Повести моей жизни. Том 2
Шрифт:
— Куда? — спросил я, глядя на самого офицера.
— Вы знаете куда, прямо на него! — заметил он с явной досадой.
Но бедный финляндец уже понял, что я его не хотел узнавать, и со слезящимися глазами ответил:
— Нет, его не было в мастерской.
— А как же другие говорят, что был? — сказал повелительно полковник.
— Я не помню такого, — проговорил финляндец уже решительным тоном.
— А вы знаете его? — обратился вдруг ко мне раздосадованный своей неудачей жандармский полковник.
— В первый раз вижу, — твердо ответил я.
По его кивку жандармы увели обратно финляндца, который печально взглянул на меня, как будто предчувствуя,
Полковник сказал мне после его ухода:
— Все равно ваше участие будет доказано. Сейчас с вас снимут фотографию.
Меня вывели на двор, где уже стоял какой-то фотограф с готовым аппаратом, и он сделал с меня три снимка.
После этого меня вновь ввели в зал для допросов, где полковник задал мне тот же вопрос, который я получил и в Петербурге:
— Где вы были весной и летом минувшего года?
— Этого я не могу сказать.
— Если вы нам не будете отвечать на вопросы, мы не будем давать вам книг для чтения.
— Как хотите!
Он записал в протокол мой отказ отвечать на его вопрос, дал мне подписать его и затем, вызвав жандармского унтер-офицера с солдатом, сказал:
— Отвезите в наше помещение при Тверской части.
Мы любезно раскланялись, и я вновь поехал по знакомым мне так хорошо московским улицам.
11. Каким кажется мир из окна темницы
Заключение в тогдашней темнице Третьего отделения при Тверской части было удобнее во многих отношениях, чем в других, где тоже находились политические. Тверская часть выходила своим фасадом на большую площадь, на противоположной стороне которой находился дворец генерал-губернатора. С левой стороны части, если смотреть на нее с площади, была довольно высокая каменная ограда с воротами, охраняемыми пожарным. Через них входили во внутренний глухой двор, на противоположной стороне которого имелось длинное двухэтажное здание для заключенных. В нижнем его этаже сидели уголовные, а в верхнем все пять одиночных камер были арендованы тогда Третьим отделением для нас.

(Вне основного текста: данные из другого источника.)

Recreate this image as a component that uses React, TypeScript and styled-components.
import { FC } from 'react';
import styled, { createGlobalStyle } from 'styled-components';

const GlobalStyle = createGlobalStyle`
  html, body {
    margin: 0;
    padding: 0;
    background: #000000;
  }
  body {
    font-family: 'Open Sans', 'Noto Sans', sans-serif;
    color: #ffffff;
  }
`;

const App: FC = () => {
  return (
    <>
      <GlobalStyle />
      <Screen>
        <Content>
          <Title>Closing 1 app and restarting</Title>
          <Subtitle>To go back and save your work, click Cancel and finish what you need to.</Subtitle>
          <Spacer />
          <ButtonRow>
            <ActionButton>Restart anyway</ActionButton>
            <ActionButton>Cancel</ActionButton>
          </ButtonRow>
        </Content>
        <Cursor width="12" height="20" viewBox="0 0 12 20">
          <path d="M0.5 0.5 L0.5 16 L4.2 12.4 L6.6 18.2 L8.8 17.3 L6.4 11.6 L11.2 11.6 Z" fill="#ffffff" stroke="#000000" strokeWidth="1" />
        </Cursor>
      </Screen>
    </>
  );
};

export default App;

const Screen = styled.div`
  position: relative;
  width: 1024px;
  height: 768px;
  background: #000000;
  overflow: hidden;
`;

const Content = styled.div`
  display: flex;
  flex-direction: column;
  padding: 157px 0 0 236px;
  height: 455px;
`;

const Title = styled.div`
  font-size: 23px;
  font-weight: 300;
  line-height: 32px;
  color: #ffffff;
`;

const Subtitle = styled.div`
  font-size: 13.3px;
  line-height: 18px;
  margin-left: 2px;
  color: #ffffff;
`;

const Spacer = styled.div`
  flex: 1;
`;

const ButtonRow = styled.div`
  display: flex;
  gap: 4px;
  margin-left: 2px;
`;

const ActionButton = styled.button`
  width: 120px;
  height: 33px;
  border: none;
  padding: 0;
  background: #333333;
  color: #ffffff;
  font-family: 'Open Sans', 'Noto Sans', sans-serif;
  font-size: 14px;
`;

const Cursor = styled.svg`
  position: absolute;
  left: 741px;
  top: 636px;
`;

Там всегда дежурил специальный жандармский караул, ежедневно приходивший из московских жандармских казарм.
Общая полиция не имела к нам, политическим, никакого отношения, кроме того, что съестные припасы или деньги не свыше десяти рублей в месяц можно было прямо передавать приставу, который отдавал их нашему жандармскому караулу, разрешавшему уже окончательную передачу, если не находил препятствий, и докладывавшему затем о ней в Третье отделение. Служитель, поддерживавший сомнительную чистоту полов и приносивший обеды, кипяток для чая и лампы на ночь, был полицейский вольнонаемный, но отпирал ему дверь жандармский старший, который и следил, чтоб у него не было лишних разговоров с заключенными.

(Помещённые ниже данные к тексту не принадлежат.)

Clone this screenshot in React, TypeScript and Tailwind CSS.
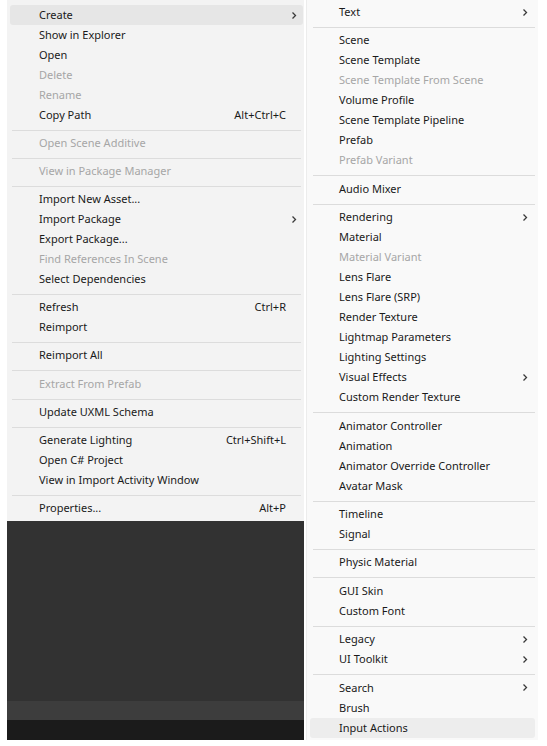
import React from "react";

type Item =
  | { sep: true }
  | { label: string; shortcut?: string; sub?: boolean; disabled?: boolean; hl?: boolean };

const S: Item = { sep: true };

const leftItems: Item[] = [
  { label: "Create", sub: true, hl: true },
  { label: "Show in Explorer" },
  { label: "Open" },
  { label: "Delete", disabled: true },
  { label: "Rename", disabled: true },
  { label: "Copy Path", shortcut: "Alt+Ctrl+C" },
  S,
  { label: "Open Scene Additive", disabled: true },
  S,
  { label: "View in Package Manager", disabled: true },
  S,
  { label: "Import New Asset..." },
  { label: "Import Package", sub: true },
  { label: "Export Package..." },
  { label: "Find References In Scene", disabled: true },
  { label: "Select Dependencies" },
  S,
  { label: "Refresh", shortcut: "Ctrl+R" },
  { label: "Reimport" },
  S,
  { label: "Reimport All" },
  S,
  { label: "Extract From Prefab", disabled: true },
  S,
  { label: "Update UXML Schema" },
  S,
  { label: "Generate Lighting", shortcut: "Ctrl+Shift+L" },
  { label: "Open C# Project" },
  { label: "View in Import Activity Window" },
  S,
  { label: "Properties...", shortcut: "Alt+P" },
];

const rightItems: Item[] = [
  { label: "Text", sub: true },
  S,
  { label: "Scene" },
  { label: "Scene Template" },
  { label: "Scene Template From Scene", disabled: true },
  { label: "Volume Profile" },
  { label: "Scene Template Pipeline" },
  { label: "Prefab" },
  { label: "Prefab Variant", disabled: true },
  S,
  { label: "Audio Mixer" },
  S,
  { label: "Rendering", sub: true },
  { label: "Material" },
  { label: "Material Variant", disabled: true },
  { label: "Lens Flare" },
  { label: "Lens Flare (SRP)" },
  { label: "Render Texture" },
  { label: "Lightmap Parameters" },
  { label: "Lighting Settings" },
  { label: "Visual Effects", sub: true },
  { label: "Custom Render Texture" },
  S,
  { label: "Animator Controller" },
  { label: "Animation" },
  { label: "Animator Override Controller" },
  { label: "Avatar Mask" },
  S,
  { label: "Timeline" },
  { label: "Signal" },
  S,
  { label: "Physic Material" },
  S,
  { label: "GUI Skin" },
  { label: "Custom Font" },
  S,
  { label: "Legacy", sub: true },
  { label: "UI Toolkit", sub: true },
  S,
  { label: "Search", sub: true },
  { label: "Brush" },
  { label: "Input Actions", hl: true },
];

function Chevron() {
  return (
    <svg width="6" height="9" viewBox="0 0 6 9" className="block">
      <path d="M1.5 1.5 L4.5 4.5 L1.5 7.5" fill="none" stroke="#3a3a3a" strokeWidth="1.3" />
    </svg>
  );
}

function Menu({ items, side }: { items: Item[]; side: "left" | "right" }) {
  const left = side === "left";
  return (
    <div className="flex flex-col">
      {items.map((it, i) => {
        if ("sep" in it) {
          return left ? (
            <div key={i} className="h-[8.1px] pt-[5px] pl-[5px] pr-[3px]">
              <div className="h-px bg-[#dcdcdc]" />
            </div>
          ) : (
            <div key={i} className="h-[8.4px] pt-[5px] pl-[6px] pr-[3px]">
              <div className="h-px bg-[#dcdcdc]" />
            </div>
          );
        }
        return (
          <div
            key={i}
            className={
              (left ? "mx-[3px] mr-[1px] pl-[29px] pr-[17px] " : "mx-[3px] pl-[29px] pr-[7px] ") +
              "h-[20px] flex items-center rounded-[3px] " +
              (it.hl ? (left ? "bg-[#e6e6e6] " : "bg-[#ededed] ") : "") +
              (it.disabled ? "text-[#a6a6a6]" : "text-[#1a1a1a]")
            }
          >
            <span className="flex-1 whitespace-nowrap">{it.label}</span>
            {it.shortcut && <span className="whitespace-nowrap">{it.shortcut}</span>}
            {it.sub && (
              <span className={left ? "mr-[-11px]" : ""}>
                <Chevron />
              </span>
            )}
          </div>
        );
      })}
    </div>
  );
}

export default function App() {
  return (
    <div
      className="w-[547px] h-[746px] bg-white flex text-[11px] leading-[20px] overflow-hidden"
      style={{ fontFamily: '"Noto Sans", sans-serif' }}
    >
      <div className="ml-[7px] w-[297px] h-[740px] flex flex-col">
        <div className="bg-[#f3f3f3] pt-[5px] h-[521px]">
          <Menu items={leftItems} side="left" />
        </div>
        <div className="flex-1 bg-[#323232]" />
        <div className="h-[19px] bg-[#3d3d3d]" />
        <div className="h-[20px] bg-[#1b1b1b]" />
      </div>
      <div className="ml-[2px] w-[232px] h-[740px] bg-[#f9f9f9] border-l border-[#ececec] pt-[2px]">
        <Menu items={rightItems} side="right" />
      </div>
    </div>
  );
}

В дверях камеры были большие, почти в лист бумаги, окна, с прочным железным крестом, вделанным посредине, чтоб через них нельзя было выскочить в коридор и убежать. Меня привезли туда около полудня, подвезли во внутреннем дворе к подъезду против ворот, у которого стоял обычный часовой с ружьем, ввели по серой каменной лестнице во второй этаж и там в первую камеру налево. Когда меня, обысканного снова, оставили в ней одного, я прежде всего, конечно, подошел к окну, вид из которого очень обрадовал меня. Зимние внутренние рамы из него были уже вынуты, а внешние летние отворены; оно было не под потолком, а так, как в обыкновенных комнатах, только защищено прочной железной решеткой, а за ней еще проволочной сеткой.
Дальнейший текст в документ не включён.